**Aim of the exercise**
Scan the lines below for the word "index". Copy each line you find it in.

[Start Source material]

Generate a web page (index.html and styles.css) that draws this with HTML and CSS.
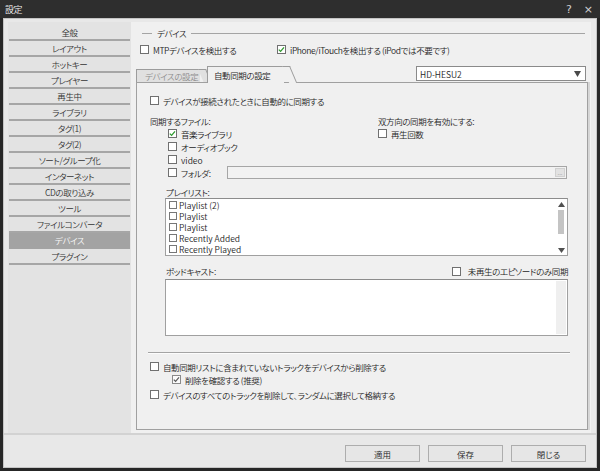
FILE: index.html
```html
<!DOCTYPE html>
<html lang="ja">
<head>
<meta charset="utf-8">
<title>設定</title>
<link rel="stylesheet" href="styles.css">
</head>
<body>
<div class="window">
  <header class="titlebar">
    <span class="title">設定</span>
    <span class="tb-btns"><span>?</span><span>×</span></span>
  </header>
  <div class="frame">
    <div class="main">
      <nav class="nav">
        <div class="nav-item">全般</div>
        <div class="nav-item">レイアウト</div>
        <div class="nav-item">ホットキー</div>
        <div class="nav-item">プレイヤー</div>
        <div class="nav-item">再生中</div>
        <div class="nav-item">ライブラリ</div>
        <div class="nav-item">タグ(1)</div>
        <div class="nav-item">タグ(2)</div>
        <div class="nav-item">ソート/グループ化</div>
        <div class="nav-item">インターネット</div>
        <div class="nav-item">CDの取り込み</div>
        <div class="nav-item">ツール</div>
        <div class="nav-item">ファイルコンバータ</div>
        <div class="nav-item active">デバイス</div>
        <div class="nav-item">プラグイン</div>
      </nav>
      <section class="pane">
        <div class="group-title"><span>デバイス</span></div>
        <div class="detect-row">
          <div class="check"><span class="cb"></span><span>MTPデバイスを検出する</span></div>
          <div class="check"><span class="cb"><svg viewBox="0 0 9 9" width="9" height="9"><path d="M1.8 4.6 L3.6 6.4 L7 2.4" stroke="#2e9a2e" stroke-width="1.3" fill="none"/></svg></span><span>iPhone/iTouchを検出する (iPodでは不要です)</span></div>
        </div>
        <div class="tab-row">
          <div class="tab tab-inactive">デバイスの設定</div>
          <div class="tab tab-active">自動同期の設定</div>
          <div class="select"><span class="latin">HD-HESU2</span><svg class="select-arrow" viewBox="0 0 7 6" width="7" height="6"><path d="M0 0 H7 L3.5 6 Z" fill="#4a4a4a"/></svg></div>
        </div>
        <div class="tab-panel">
          <div class="check row"><span class="cb"></span><span>デバイスが接続されたときに自動的に同期する</span></div>

          <div class="sync-grid">
            <div class="col">
              <div class="label">同期するファイル:</div>
              <div class="check row indent"><span class="cb"><svg viewBox="0 0 9 9" width="9" height="9"><path d="M1.8 4.6 L3.6 6.4 L7 2.4" stroke="#2e9a2e" stroke-width="1.3" fill="none"/></svg></span><span>音楽ライブラリ</span></div>
              <div class="check row indent"><span class="cb"></span><span>オーディオブック</span></div>
              <div class="check row indent"><span class="cb"></span><span class="latin">video</span></div>
            </div>
            <div class="col">
              <div class="label">双方向の同期を有効にする:</div>
              <div class="check row"><span class="cb"></span><span>再生回数</span></div>
            </div>
          </div>

          <div class="folder-row indent">
            <div class="check folder-label"><span class="cb"></span><span>フォルダ:</span></div>
            <div class="field"><span class="field-btn">...</span></div>
          </div>

          <div class="label sub playlist-label">プレイリスト:</div>
          <div class="listbox">
            <div class="list-items">
              <div class="list-item"><span class="cb small"></span><span>Playlist (2)</span></div>
              <div class="list-item"><span class="cb small"></span><span>Playlist</span></div>
              <div class="list-item"><span class="cb small"></span><span>Playlist</span></div>
              <div class="list-item"><span class="cb small"></span><span>Recently Added</span></div>
              <div class="list-item"><span class="cb small"></span><span>Recently Played</span></div>
            </div>
            <div class="scrollbar">
              <svg viewBox="0 0 7 5" width="7" height="5"><path d="M0 5 H7 L3.5 0 Z" fill="#505050"/></svg>
              <div class="thumb"></div>
              <svg viewBox="0 0 7 5" width="7" height="5"><path d="M0 0 H7 L3.5 5 Z" fill="#505050"/></svg>
            </div>
          </div>

          <div class="podcast-row">
            <div class="label sub">ポッドキャスト:</div>
            <div class="check"><span class="cb"></span><span>未再生のエピソードのみ同期</span></div>
          </div>
          <div class="podcast-box"><div class="podcast-track"></div></div>

          <div class="separator"></div>

          <div class="check row"><span class="cb"></span><span>自動同期リストに含まれていないトラックをデバイスから削除する</span></div>
          <div class="check row indent2"><span class="cb dim"><svg viewBox="0 0 9 9" width="9" height="9"><path d="M1.8 4.6 L3.6 6.4 L7 2.4" stroke="#5a5a5a" stroke-width="1.2" fill="none"/></svg></span><span>削除を確認する (推奨)</span></div>
          <div class="check row last"><span class="cb"></span><span>デバイスのすべてのトラックを削除して、ランダムに選択して格納する</span></div>
        </div>
      </section>
    </div>
    <footer class="footer">
      <button class="btn">適用</button>
      <button class="btn">保存</button>
      <button class="btn">閉じる</button>
    </footer>
  </div>
</div>
</body>
</html>
```

FILE: styles.css
```css
* { box-sizing: border-box; }
html, body { margin: 0; padding: 0; }
body {
  width: 600px;
  height: 471px;
  overflow: hidden;
  background: #1d1d1d;
  font-family: "Noto Sans CJK JP", "Noto Sans", sans-serif;
  font-feature-settings: "palt";
  font-size: 8.5px;
  font-weight: 360;
  letter-spacing: -0.4px;
  color: #1e1e1e;
}
.latin { letter-spacing: 0; }
.window {
  width: 600px;
  height: 471px;
  display: flex;
  flex-direction: column;
  background: #262626;
}
.titlebar {
  flex: none;
  height: 18px;
  display: flex;
  align-items: center;
  justify-content: space-between;
  padding: 0 7px 0 5px;
  background: #2e2e2e;
  color: #f2f2f2;
  font-size: 9px;
}
.tb-btns {
  display: flex;
  gap: 12px;
  color: #d0d0d0;
  font-family: "DejaVu Sans", sans-serif;
  font-size: 11px;
  letter-spacing: 0;
}
.frame {
  flex: 1;
  margin: 0 3px 3px 3px;
  background: #e8e8e8;
  border: 1px solid #c4c4c4;
  display: flex;
  flex-direction: column;
  min-height: 0;
}
.main {
  flex: 1;
  display: flex;
  padding: 3px 5px 0 4px;
  min-height: 0;
}
.nav {
  width: 123px;
  flex: none;
  background: #e3e3e3;
  padding: 3px 1px 0 1px;
}
.nav-item {
  height: 16px;
  line-height: 14px;
  text-align: center;
  color: #333;
  border-bottom: 2px solid #a6a6a6;
}
.nav-item.active {
  background: #a3a3a3;
  color: #fafafa;
  border-bottom-color: #a3a3a3;
}
.pane {
  flex: 1;
  display: flex;
  flex-direction: column;
  background: #f0f0f0;
  padding: 5px 3px 3px 5px;
  min-width: 0;
}
.group-title {
  height: 12px;
  margin: 0 3px 0 6px;
  display: flex;
  align-items: center;
}
.group-title::before,
.group-title::after {
  content: "";
  height: 1px;
  background: #a4a4a4;
}
.group-title::before { width: 10px; }
.group-title::after { flex: 1; }
.group-title span { padding: 0 5px; }

.check {
  display: flex;
  align-items: center;
  gap: 4px;
  white-space: nowrap;
}
.cb {
  flex: none;
  width: 9px;
  height: 9px;
  border: 1px solid #707070;
  background: #fff;
  display: flex;
  align-items: center;
  justify-content: center;
}
.cb svg { display: block; flex: none; }
.cb.small { width: 8px; height: 8px; border-color: #777; }
.cb.dim { border-color: #8a8a8a; background: #fbfbfb; }

.detect-row {
  margin-top: 4px;
  height: 13px;
  padding-left: 4px;
  display: grid;
  grid-template-columns: 137px auto;
  align-items: center;
}

.tab-row {
  margin-top: 10px;
  height: 17px;
  display: flex;
  align-items: flex-end;
  margin-bottom: -1px;
}
.tab {
  position: relative;
  border-top: 1px solid #9c9c9c;
  border-left: 1px solid #9c9c9c;
  white-space: nowrap;
}
.tab::after {
  content: "";
  position: absolute;
  top: -1px;
  bottom: 0;
  right: -6px;
  width: 7px;
  background: inherit;
  border-top: 1px solid #9c9c9c;
  border-right: 1px solid #9c9c9c;
  transform: skewX(23deg);
  transform-origin: top left;
}
.tab-inactive {
  z-index: 1;
  width: 64px;
  height: 13px;
  line-height: 12px;
  padding-left: 8px;
  background: #e0e0e0;
  color: #8e8e8e;
  margin-bottom: 1px;
}
.tab-active {
  z-index: 2;
  width: 77px;
  height: 17px;
  line-height: 16px;
  padding-left: 6px;
  background: #f0f0f0;
  margin-left: 7px;
}
.select {
  align-self: flex-start;
  margin-left: auto;
  margin-right: 2px;
  width: 170px;
  height: 15px;
  background: #fff;
  border: 1px solid #8a8a8a;
  display: flex;
  align-items: center;
  justify-content: space-between;
  padding: 0 4px 0 3px;
}

.tab-panel {
  flex: 1;
  border: 1px solid #a0a0a0;
  box-shadow: 2px 0 0 #d6d6d6;
  background: #f0f0f0;
  padding: 11px 19px 0 13px;
  min-height: 0;
}
.row { height: 13px; }
.indent { padding-left: 18px; }
.indent2 { padding-left: 22px; }
.label { height: 12px; line-height: 12px; }
.sub { padding-left: 16px; }

.sync-grid {
  margin-top: 8px;
  display: grid;
  grid-template-columns: 228px 1fr;
}

.folder-row {
  height: 13px;
  display: flex;
  align-items: center;
}
.folder-label { width: 59px; flex: none; }
.field {
  flex: 1;
  height: 13px;
  margin-right: 1px;
  border: 1px solid #a6a6a6;
  background: #f2f2f2;
  display: flex;
  justify-content: flex-end;
  padding: 1px;
}
.field-btn {
  width: 10px;
  background: #e2e2e2;
  border: 1px solid #d0d0d0;
  color: #9a9a9a;
  font-size: 6px;
  line-height: 8px;
  text-align: center;
  letter-spacing: 0;
  overflow: hidden;
}

.playlist-label { margin-top: 7px; }
.listbox {
  margin-left: 15px;
  height: 58px;
  background: #fff;
  border: 1px solid #a0a0a0;
  border-top-color: #8c8c8c;
  display: flex;
}
.list-items { flex: 1; padding-left: 3px; letter-spacing: 0; }
.list-item {
  height: 11.2px;
  display: flex;
  align-items: center;
  gap: 2px;
}
.scrollbar {
  width: 10px;
  margin-right: 1px;
  display: flex;
  flex-direction: column;
  align-items: center;
  padding: 3px 0 2px;
}
.thumb {
  width: 6px;
  height: 24px;
  margin: 3px 0 auto;
  background: #c4c4c4;
}

.podcast-row {
  margin-top: 9px;
  height: 12px;
  display: flex;
  align-items: center;
  justify-content: space-between;
}
.podcast-row .check { gap: 7px; }
.podcast-box {
  margin: 2px 0 0 15px;
  height: 57px;
  background: #fff;
  border: 1px solid #a0a0a0;
  border-top-color: #8c8c8c;
  display: flex;
  justify-content: flex-end;
  padding: 1px 1px 1px 0;
}
.podcast-track { width: 10px; background: #efefef; }

.separator {
  margin: 16px -2px 6px -2px;
  height: 2px;
  border-top: 1px solid #a4a4a4;
  border-bottom: 1px solid #fcfcfc;
}
.row.last { margin-top: 2px; }

.footer {
  flex: none;
  height: 34px;
  border-top: 2px solid #d2d2d2;
  display: flex;
  justify-content: flex-end;
  gap: 8px;
  padding: 10px 10px 0 0;
}
.btn {
  width: 75px;
  height: 17px;
  padding: 0;
  margin: 0;
  background: #e6e6e6;
  border: 1px solid #adadad;
  font: inherit;
  color: #1e1e1e;
}
```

[End Source material]

**Final answer**
Generate a web page (index.html and styles.css) that draws this with HTML and CSS.
FILE: index.html
  z-index: 1;
  z-index: 2;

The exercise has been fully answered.